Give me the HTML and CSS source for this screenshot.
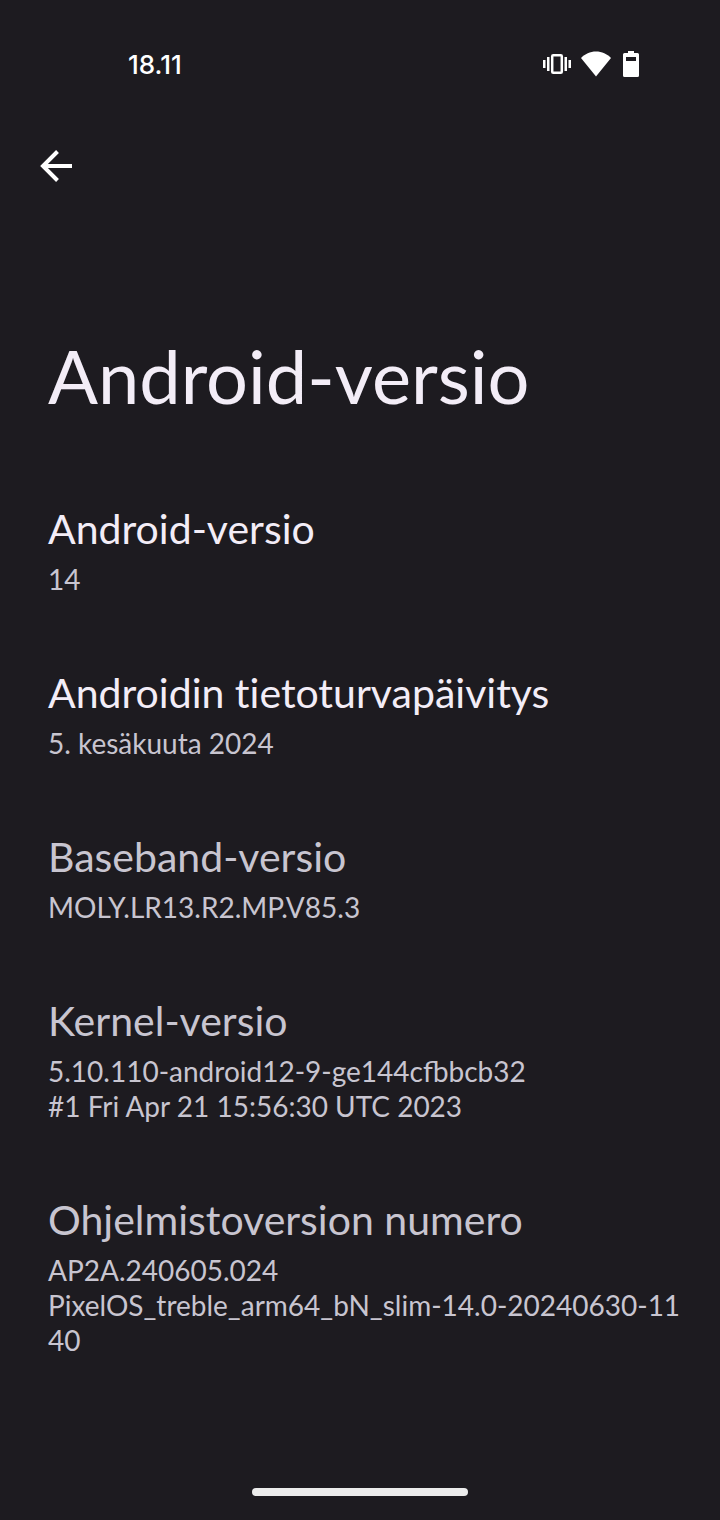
FILE: index.html
```
<!DOCTYPE html>
<html lang="fi">
<head>
    <meta charset="utf-8">
    <meta name="viewport" content="width=device-width, initial-scale=1">
    <title>Android-versio</title>
    <link rel="stylesheet" href="styles.css">
</head>

<body>
    <!-- STATUS BAR -->
    <div class="status-bar">
        <span class="clock">18.11</span>
        <div class="status-icons">
            <svg width="28" height="22" viewBox="0 0 28 22">
                <path fill="#fff" d="M0 7h2.500v8H0zM4 4h2.500v14H4zM21.500 4H24v14h-2.500zM25.500 7H28v8h-2.500z"/>
                <rect x="9.200" y="2.200" width="9.600" height="17.600" rx="1" fill="none" stroke="#fff" stroke-width="2.500"/>
            </svg>
            <svg width="32" height="26" viewBox="0 0 32 26">
                <path fill="#fff" d="M15 25.500L0 7C4 3 9 .5 15 .5S26 3 30 7z"/>
            </svg>
            <svg width="16" height="26" viewBox="0 0 16 26">
                <path fill="#fff" fill-rule="evenodd" d="M5 0h6v2h3.500a1.500 1.500 0 0 1 1.500 1.500v21a1.500 1.500 0 0 1-1.500 1.500h-13A1.500 1.500 0 0 1 0 24.500v-21A1.500 1.500 0 0 1 1.500 2H5zM3 6v4h10V6z"/>
            </svg>
        </div>
    </div>

    <!-- TOOLBAR -->
    <header class="toolbar">
        <button type="button" class="back" aria-label="Takaisin">
            <svg width="32" height="32" viewBox="0 0 32 32" fill="none" stroke="#fff" stroke-width="4">
                <path d="M32 16H4M17.500 1.500L3 16l14.500 14.500"/>
            </svg>
        </button>
    </header>

    <main>
        <h1>Android-versio</h1>

        <ul class="prefs">
            <li>
                <h2>Android-versio</h2>
                <p>14</p>
            </li>
            <li>
                <h2>Androidin tietoturvapäivitys</h2>
                <p>5. kesäkuuta 2024</p>
            </li>
            <li class="disabled">
                <h2>Baseband-versio</h2>
                <p>MOLY.LR13.R2.MP.V85.3</p>
            </li>
            <li class="disabled">
                <h2>Kernel-versio</h2>
                <p>5.10.110-android12-9-ge144cfbbcb32<br>#1 Fri Apr 21 15:56:30 UTC 2023</p>
            </li>
            <li class="disabled">
                <h2>Ohjelmistoversion numero</h2>
                <p>AP2A.240605.024<br>PixelOS_treble_arm64_bN_slim-14.0-20240630-11<br>40</p>
            </li>
        </ul>
    </main>

    <!-- GESTURE BAR -->
    <div class="gesture-bar"></div>
</body>
</html>
```

FILE: styles.css
```
* { box-sizing: border-box; }

body {
    display: flex;
    flex-direction: column;
    min-height: 100vh;
    margin: 0;
    background: #1d1b20;
    color: #f3edf7;
    font-family: Lato, "Open Sans", sans-serif;
}

h1, h2, p, ul {
    margin: 0;
    padding: 0;
    font-weight: 400;
}

/*** status bar ***/
.status-bar {
    display: flex;
    align-items: center;
    justify-content: space-between;
    height: 128px;
    padding: 0 81px 0 128px;
    color: #fff;
}
.clock {
    font-family: Inter, sans-serif;
    font-size: 26px;
    font-weight: 500;
}
.status-icons {
    display: flex;
    align-items: center;
    gap: 10px;
}

/*** toolbar with back arrow ***/
.toolbar { padding: 0 24px; }
.back {
    display: block;
    padding: 22px 16px;
    border: 0;
    background: none;
}
.back svg { display: block; }

/*** page content ***/
main {
    flex: 1;
    padding: 0 24px 0 48px;
}
h1 {
    margin: 127px 0 83px;
    font-size: 74px;
    line-height: 90px;
}
.prefs {
    display: flex;
    flex-direction: column;
    gap: 71px;
    list-style: none;
}
h2 {
    margin-bottom: 8px;
    font-size: 41px;
    line-height: 50px;
    font-variant-ligatures: none;
}
.prefs p {
    color: #c8c5d0;
    font-size: 28px;
    line-height: 35px;
}
.disabled h2 { color: #c8c5d0; }

/*** gesture handle ***/
.gesture-bar {
    width: 30%;
    height: 8px;
    margin: 24px auto;
    border-radius: 4px;
    background: #ececec;
}
```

- - - - -

What you are asked to do: Without the pictures, transcribe the listing above exactly.

Task solution:
Give me the HTML and CSS source for this screenshot.
FILE: index.html
```
<!DOCTYPE html>
<html lang="fi">
<head>
    <meta charset="utf-8">
    <meta name="viewport" content="width=device-width, initial-scale=1">
    <title>Android-versio</title>
    <link rel="stylesheet" href="styles.css">
</head>

<body>
    <!-- STATUS BAR -->
    <div class="status-bar">
        <span class="clock">18.11</span>
        <div class="status-icons">
            <svg width="28" height="22" viewBox="0 0 28 22">
                <path fill="#fff" d="M0 7h2.500v8H0zM4 4h2.500v14H4zM21.500 4H24v14h-2.500zM25.500 7H28v8h-2.500z"/>
                <rect x="9.200" y="2.200" width="9.600" height="17.600" rx="1" fill="none" stroke="#fff" stroke-width="2.500"/>
            </svg>
            <svg width="32" height="26" viewBox="0 0 32 26">
                <path fill="#fff" d="M15 25.500L0 7C4 3 9 .5 15 .5S26 3 30 7z"/>
            </svg>
            <svg width="16" height="26" viewBox="0 0 16 26">
                <path fill="#fff" fill-rule="evenodd" d="M5 0h6v2h3.500a1.500 1.500 0 0 1 1.500 1.500v21a1.500 1.500 0 0 1-1.500 1.500h-13A1.500 1.500 0 0 1 0 24.500v-21A1.500 1.500 0 0 1 1.500 2H5zM3 6v4h10V6z"/>
            </svg>
        </div>
    </div>

    <!-- TOOLBAR -->
    <header class="toolbar">
        <button type="button" class="back" aria-label="Takaisin">
            <svg width="32" height="32" viewBox="0 0 32 32" fill="none" stroke="#fff" stroke-width="4">
                <path d="M32 16H4M17.500 1.500L3 16l14.500 14.500"/>
            </svg>
        </button>
    </header>

    <main>
        <h1>Android-versio</h1>

        <ul class="prefs">
            <li>
                <h2>Android-versio</h2>
                <p>14</p>
            </li>
            <li>
                <h2>Androidin tietoturvapäivitys</h2>
                <p>5. kesäkuuta 2024</p>
            </li>
            <li class="disabled">
                <h2>Baseband-versio</h2>
                <p>MOLY.LR13.R2.MP.V85.3</p>
            </li>
            <li class="disabled">
                <h2>Kernel-versio</h2>
                <p>5.10.110-android12-9-ge144cfbbcb32<br>#1 Fri Apr 21 15:56:30 UTC 2023</p>
            </li>
            <li class="disabled">
                <h2>Ohjelmistoversion numero</h2>
                <p>AP2A.240605.024<br>PixelOS_treble_arm64_bN_slim-14.0-20240630-11<br>40</p>
            </li>
        </ul>
    </main>

    <!-- GESTURE BAR -->
    <div class="gesture-bar"></div>
</body>
</html>
```

FILE: styles.css
```
* { box-sizing: border-box; }

body {
    display: flex;
    flex-direction: column;
    min-height: 100vh;
    margin: 0;
    background: #1d1b20;
    color: #f3edf7;
    font-family: Lato, "Open Sans", sans-serif;
}

h1, h2, p, ul {
    margin: 0;
    padding: 0;
    font-weight: 400;
}

/*** status bar ***/
.status-bar {
    display: flex;
    align-items: center;
    justify-content: space-between;
    height: 128px;
    padding: 0 81px 0 128px;
    color: #fff;
}
.clock {
    font-family: Inter, sans-serif;
    font-size: 26px;
    font-weight: 500;
}
.status-icons {
    display: flex;
    align-items: center;
    gap: 10px;
}

/*** toolbar with back arrow ***/
.toolbar { padding: 0 24px; }
.back {
    display: block;
    padding: 22px 16px;
    border: 0;
    background: none;
}
.back svg { display: block; }

/*** page content ***/
main {
    flex: 1;
    padding: 0 24px 0 48px;
}
h1 {
    margin: 127px 0 83px;
    font-size: 74px;
    line-height: 90px;
}
.prefs {
    display: flex;
    flex-direction: column;
    gap: 71px;
    list-style: none;
}
h2 {
    margin-bottom: 8px;
    font-size: 41px;
    line-height: 50px;
    font-variant-ligatures: none;
}
.prefs p {
    color: #c8c5d0;
    font-size: 28px;
    line-height: 35px;
}
.disabled h2 { color: #c8c5d0; }

/*** gesture handle ***/
.gesture-bar {
    width: 30%;
    height: 8px;
    margin: 24px auto;
    border-radius: 4px;
    background: #ececec;
}
```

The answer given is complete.